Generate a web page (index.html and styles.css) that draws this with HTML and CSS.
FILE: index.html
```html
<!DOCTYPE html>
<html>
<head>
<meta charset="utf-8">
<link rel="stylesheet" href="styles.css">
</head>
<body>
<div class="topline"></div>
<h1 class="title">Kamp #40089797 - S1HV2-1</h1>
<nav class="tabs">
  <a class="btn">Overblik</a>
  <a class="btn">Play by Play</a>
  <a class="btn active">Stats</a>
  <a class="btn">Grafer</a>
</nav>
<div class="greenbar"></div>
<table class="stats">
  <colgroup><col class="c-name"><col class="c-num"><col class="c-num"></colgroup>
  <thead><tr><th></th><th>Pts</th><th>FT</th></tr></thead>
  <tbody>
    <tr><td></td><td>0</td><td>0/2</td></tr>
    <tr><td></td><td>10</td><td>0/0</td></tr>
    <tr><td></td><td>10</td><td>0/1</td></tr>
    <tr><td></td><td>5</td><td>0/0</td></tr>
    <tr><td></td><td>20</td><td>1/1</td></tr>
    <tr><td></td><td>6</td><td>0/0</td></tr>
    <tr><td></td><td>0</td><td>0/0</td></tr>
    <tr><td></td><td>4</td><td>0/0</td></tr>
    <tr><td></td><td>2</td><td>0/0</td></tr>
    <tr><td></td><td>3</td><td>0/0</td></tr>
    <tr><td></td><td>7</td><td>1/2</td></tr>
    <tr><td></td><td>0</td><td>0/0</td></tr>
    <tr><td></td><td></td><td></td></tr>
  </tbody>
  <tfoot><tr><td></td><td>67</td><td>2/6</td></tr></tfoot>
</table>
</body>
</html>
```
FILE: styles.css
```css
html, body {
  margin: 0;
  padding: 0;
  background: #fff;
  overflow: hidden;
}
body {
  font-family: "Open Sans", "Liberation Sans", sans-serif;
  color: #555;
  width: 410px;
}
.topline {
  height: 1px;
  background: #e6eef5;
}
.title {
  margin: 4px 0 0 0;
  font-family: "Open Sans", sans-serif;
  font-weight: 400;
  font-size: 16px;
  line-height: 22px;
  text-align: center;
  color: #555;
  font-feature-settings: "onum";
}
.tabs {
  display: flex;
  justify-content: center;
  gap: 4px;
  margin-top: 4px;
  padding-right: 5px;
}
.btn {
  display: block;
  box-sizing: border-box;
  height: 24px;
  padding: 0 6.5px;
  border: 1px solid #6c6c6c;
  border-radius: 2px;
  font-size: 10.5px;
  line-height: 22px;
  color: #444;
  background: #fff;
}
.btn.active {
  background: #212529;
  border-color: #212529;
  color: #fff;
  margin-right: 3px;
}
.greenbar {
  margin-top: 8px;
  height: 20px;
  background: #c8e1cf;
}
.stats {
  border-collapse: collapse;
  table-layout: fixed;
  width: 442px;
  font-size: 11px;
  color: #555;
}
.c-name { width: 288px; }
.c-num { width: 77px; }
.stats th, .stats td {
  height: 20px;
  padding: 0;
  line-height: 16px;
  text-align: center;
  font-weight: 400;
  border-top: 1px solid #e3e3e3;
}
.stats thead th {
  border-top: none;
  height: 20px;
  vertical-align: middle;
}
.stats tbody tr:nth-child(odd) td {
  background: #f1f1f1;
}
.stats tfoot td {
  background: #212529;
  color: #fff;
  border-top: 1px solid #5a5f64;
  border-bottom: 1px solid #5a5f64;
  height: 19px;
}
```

- - -

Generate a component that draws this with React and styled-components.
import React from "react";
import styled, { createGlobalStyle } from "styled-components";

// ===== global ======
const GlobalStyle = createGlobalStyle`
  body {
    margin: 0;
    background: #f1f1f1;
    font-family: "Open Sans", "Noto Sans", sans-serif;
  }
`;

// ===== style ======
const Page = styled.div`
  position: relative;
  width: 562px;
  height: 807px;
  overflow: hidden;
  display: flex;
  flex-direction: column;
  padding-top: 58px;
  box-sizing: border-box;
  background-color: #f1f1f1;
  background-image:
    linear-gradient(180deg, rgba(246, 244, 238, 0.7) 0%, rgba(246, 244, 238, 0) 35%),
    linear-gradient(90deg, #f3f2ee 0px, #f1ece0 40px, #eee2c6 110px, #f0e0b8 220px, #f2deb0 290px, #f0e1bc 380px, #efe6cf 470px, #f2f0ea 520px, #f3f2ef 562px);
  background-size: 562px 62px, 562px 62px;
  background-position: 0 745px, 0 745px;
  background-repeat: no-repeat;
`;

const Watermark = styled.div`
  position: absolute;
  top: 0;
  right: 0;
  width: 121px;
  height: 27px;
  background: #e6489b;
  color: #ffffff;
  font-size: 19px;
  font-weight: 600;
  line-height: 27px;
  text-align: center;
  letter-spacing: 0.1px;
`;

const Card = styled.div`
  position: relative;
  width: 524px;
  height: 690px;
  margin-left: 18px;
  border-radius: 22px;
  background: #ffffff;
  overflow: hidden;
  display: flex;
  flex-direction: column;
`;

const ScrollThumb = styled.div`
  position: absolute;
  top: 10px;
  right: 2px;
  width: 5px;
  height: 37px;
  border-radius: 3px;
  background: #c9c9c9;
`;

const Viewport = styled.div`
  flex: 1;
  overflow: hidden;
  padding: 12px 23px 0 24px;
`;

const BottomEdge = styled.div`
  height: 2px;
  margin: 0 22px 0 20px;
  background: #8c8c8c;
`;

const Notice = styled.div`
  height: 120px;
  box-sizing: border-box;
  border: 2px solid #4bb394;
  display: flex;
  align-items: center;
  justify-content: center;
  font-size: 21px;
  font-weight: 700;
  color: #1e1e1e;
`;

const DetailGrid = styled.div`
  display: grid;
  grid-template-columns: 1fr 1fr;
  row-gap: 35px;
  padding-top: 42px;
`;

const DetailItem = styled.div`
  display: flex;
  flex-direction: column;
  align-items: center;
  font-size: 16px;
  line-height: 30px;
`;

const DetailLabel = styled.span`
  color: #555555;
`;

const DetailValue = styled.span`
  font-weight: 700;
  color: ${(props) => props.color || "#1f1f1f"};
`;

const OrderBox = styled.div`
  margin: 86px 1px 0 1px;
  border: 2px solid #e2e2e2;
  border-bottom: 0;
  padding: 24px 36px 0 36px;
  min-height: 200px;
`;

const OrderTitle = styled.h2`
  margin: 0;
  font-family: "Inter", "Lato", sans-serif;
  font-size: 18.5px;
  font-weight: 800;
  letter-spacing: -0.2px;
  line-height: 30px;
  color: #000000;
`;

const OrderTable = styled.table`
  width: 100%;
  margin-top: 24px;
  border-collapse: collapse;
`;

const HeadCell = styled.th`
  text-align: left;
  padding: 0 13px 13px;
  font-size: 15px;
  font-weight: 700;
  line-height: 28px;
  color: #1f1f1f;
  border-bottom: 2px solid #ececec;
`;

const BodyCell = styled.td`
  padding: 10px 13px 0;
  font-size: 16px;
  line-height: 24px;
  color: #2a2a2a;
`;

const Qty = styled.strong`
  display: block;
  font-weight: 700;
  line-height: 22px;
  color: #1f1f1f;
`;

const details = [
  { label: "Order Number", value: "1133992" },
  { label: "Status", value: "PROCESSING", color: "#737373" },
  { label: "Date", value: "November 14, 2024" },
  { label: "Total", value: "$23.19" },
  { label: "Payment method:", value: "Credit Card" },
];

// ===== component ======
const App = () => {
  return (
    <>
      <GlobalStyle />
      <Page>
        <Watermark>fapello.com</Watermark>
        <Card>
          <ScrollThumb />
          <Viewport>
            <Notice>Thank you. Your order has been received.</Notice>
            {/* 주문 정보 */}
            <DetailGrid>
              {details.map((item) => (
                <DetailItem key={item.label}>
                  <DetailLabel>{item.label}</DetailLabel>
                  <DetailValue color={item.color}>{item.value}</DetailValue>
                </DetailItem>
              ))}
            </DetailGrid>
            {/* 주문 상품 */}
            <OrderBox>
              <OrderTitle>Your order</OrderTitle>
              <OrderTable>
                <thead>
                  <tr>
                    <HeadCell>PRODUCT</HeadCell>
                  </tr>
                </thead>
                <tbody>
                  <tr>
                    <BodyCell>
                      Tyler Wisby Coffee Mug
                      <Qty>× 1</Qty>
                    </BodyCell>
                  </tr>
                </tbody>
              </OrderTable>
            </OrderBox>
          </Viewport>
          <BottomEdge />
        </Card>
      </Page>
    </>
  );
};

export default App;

- - -

- [Task to carry out]:
Copy out every line from the records that has the word "with".

- [Finished answer]:
Generate a web page (index.html and styles.css) that draws this with HTML and CSS.
Generate a component that draws this with React and styled-components.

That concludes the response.